* EXERCISE AIM *
Write out the entire listing below exactly as it appears, minus any pictures.

[START STORED DATA]

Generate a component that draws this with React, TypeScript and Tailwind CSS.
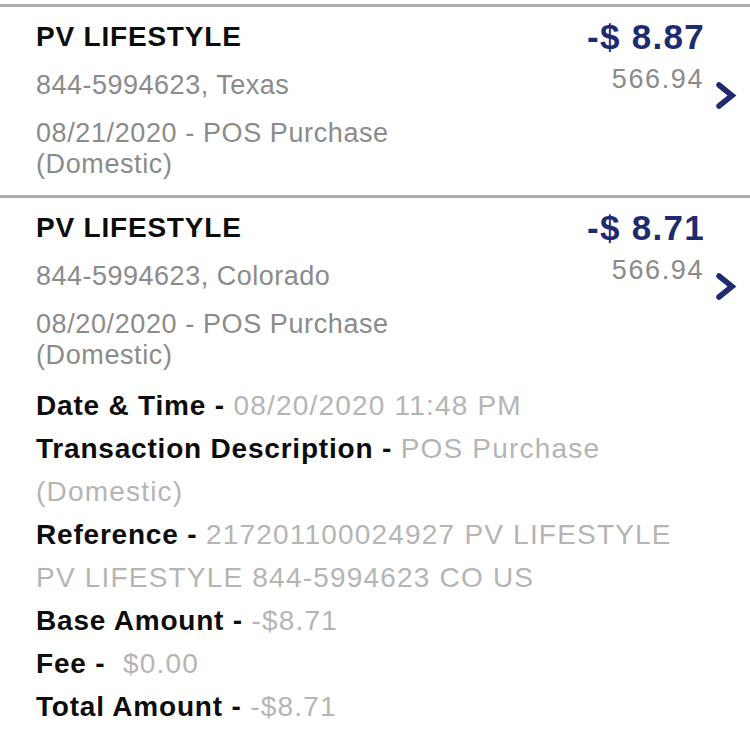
const details = [
  { label: 'Date & Time - ', value: '08/20/2020 11:48 PM' },
  { label: 'Transaction Description - ', value: 'POS Purchase (Domestic)' },
  { label: 'Reference - ', value: '217201100024927 PV LIFESTYLE PV LIFESTYLE 844-5994623 CO US' },
  { label: 'Base Amount - ', value: '-$8.71' },
  { label: 'Fee - ', value: '\u00a0$0.00' },
  { label: 'Total Amount - ', value: '-$8.71' },
];

const transactions = [
  {
    name: 'PV LIFESTYLE',
    place: '844-5994623, Texas',
    desc: '08/21/2020 - POS Purchase (Domestic)',
    amount: '-$ 8.87',
    balance: '566.94',
    expanded: false,
  },
  {
    name: 'PV LIFESTYLE',
    place: '844-5994623, Colorado',
    desc: '08/20/2020 - POS Purchase (Domestic)',
    amount: '-$ 8.71',
    balance: '566.94',
    expanded: true,
  },
];

const Chevron = () => (
  <svg width="22" height="27" viewBox="0 0 22 27" fill="none">
    <path d="M4 3 L17 13.5 L4 24" stroke="#1f2b70" strokeWidth="5.5" strokeLinecap="round" strokeLinejoin="miter" />
  </svg>
);

type Tx = (typeof transactions)[number];

const Row = ({ tx }: { tx: Tx }) => {
  return (
    <div className="border-t-[3px] border-[#ababab] pl-9 pr-[13px] pt-[13px] pb-[15px]">
      <div className="flex items-start">
        <div className="flex-1">
          <div className="text-[28px] leading-[34px] font-bold text-[#0d0d0d] tracking-[0.8px]">{tx.name}</div>
          <div className="mt-4 text-[27px] leading-[31px] text-[#8b8b8b] tracking-[0.5px]">{tx.place}</div>
          <div className="mt-[17px] max-w-[400px] text-[27px] leading-[31px] text-[#8b8b8b] tracking-[0.6px]">{tx.desc}</div>
        </div>
        <div className="flex flex-col items-end">
          <div className="-mr-[1px] text-[35px] leading-[34px] font-bold text-[#1f2b70] tracking-[1.3px]">{tx.amount}</div>
          <div className="mt-[10px] text-[27px] leading-[30px] text-[#8b8b8b] tracking-[1.6px]">{tx.balance}</div>
        </div>
        <div className="ml-[11px] mt-[62px]">
          <Chevron />
        </div>
      </div>
      {tx.expanded && (
        <div className="mt-[13px] w-[660px]">
          {details.map((d) => (
            <div key={d.label} className="text-[28px] leading-[43px]">
              <span className="font-bold text-[#0d0d0d] tracking-[0.8px]">{d.label}</span>
              <span className="text-[#b5b5b5] tracking-[1.2px]">{d.value}</span>
            </div>
          ))}
        </div>
      )}
    </div>
  );
};

export default function App() {
  return (
    <div className="w-[750px] min-h-[754px] bg-white pt-1 font-['Liberation_Sans',Arial,sans-serif]">
      {transactions.map((tx, i) => (
        <Row key={i} tx={tx} />
      ))}
    </div>
  );
}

[END STORED DATA]

* TASK ANSWER *
Generate a component that draws this with React, TypeScript and Tailwind CSS.
const details = [
  { label: 'Date & Time - ', value: '08/20/2020 11:48 PM' },
  { label: 'Transaction Description - ', value: 'POS Purchase (Domestic)' },
  { label: 'Reference - ', value: '217201100024927 PV LIFESTYLE PV LIFESTYLE 844-5994623 CO US' },
  { label: 'Base Amount - ', value: '-$8.71' },
  { label: 'Fee - ', value: '\u00a0$0.00' },
  { label: 'Total Amount - ', value: '-$8.71' },
];

const transactions = [
  {
    name: 'PV LIFESTYLE',
    place: '844-5994623, Texas',
    desc: '08/21/2020 - POS Purchase (Domestic)',
    amount: '-$ 8.87',
    balance: '566.94',
    expanded: false,
  },
  {
    name: 'PV LIFESTYLE',
    place: '844-5994623, Colorado',
    desc: '08/20/2020 - POS Purchase (Domestic)',
    amount: '-$ 8.71',
    balance: '566.94',
    expanded: true,
  },
];

const Chevron = () => (
  <svg width="22" height="27" viewBox="0 0 22 27" fill="none">
    <path d="M4 3 L17 13.5 L4 24" stroke="#1f2b70" strokeWidth="5.5" strokeLinecap="round" strokeLinejoin="miter" />
  </svg>
);

type Tx = (typeof transactions)[number];

const Row = ({ tx }: { tx: Tx }) => {
  return (
    <div className="border-t-[3px] border-[#ababab] pl-9 pr-[13px] pt-[13px] pb-[15px]">
      <div className="flex items-start">
        <div className="flex-1">
          <div className="text-[28px] leading-[34px] font-bold text-[#0d0d0d] tracking-[0.8px]">{tx.name}</div>
          <div className="mt-4 text-[27px] leading-[31px] text-[#8b8b8b] tracking-[0.5px]">{tx.place}</div>
          <div className="mt-[17px] max-w-[400px] text-[27px] leading-[31px] text-[#8b8b8b] tracking-[0.6px]">{tx.desc}</div>
        </div>
        <div className="flex flex-col items-end">
          <div className="-mr-[1px] text-[35px] leading-[34px] font-bold text-[#1f2b70] tracking-[1.3px]">{tx.amount}</div>
          <div className="mt-[10px] text-[27px] leading-[30px] text-[#8b8b8b] tracking-[1.6px]">{tx.balance}</div>
        </div>
        <div className="ml-[11px] mt-[62px]">
          <Chevron />
        </div>
      </div>
      {tx.expanded && (
        <div className="mt-[13px] w-[660px]">
          {details.map((d) => (
            <div key={d.label} className="text-[28px] leading-[43px]">
              <span className="font-bold text-[#0d0d0d] tracking-[0.8px]">{d.label}</span>
              <span className="text-[#b5b5b5] tracking-[1.2px]">{d.value}</span>
            </div>
          ))}
        </div>
      )}
    </div>
  );
};

export default function App() {
  return (
    <div className="w-[750px] min-h-[754px] bg-white pt-1 font-['Liberation_Sans',Arial,sans-serif]">
      {transactions.map((tx, i) => (
        <Row key={i} tx={tx} />
      ))}
    </div>
  );
}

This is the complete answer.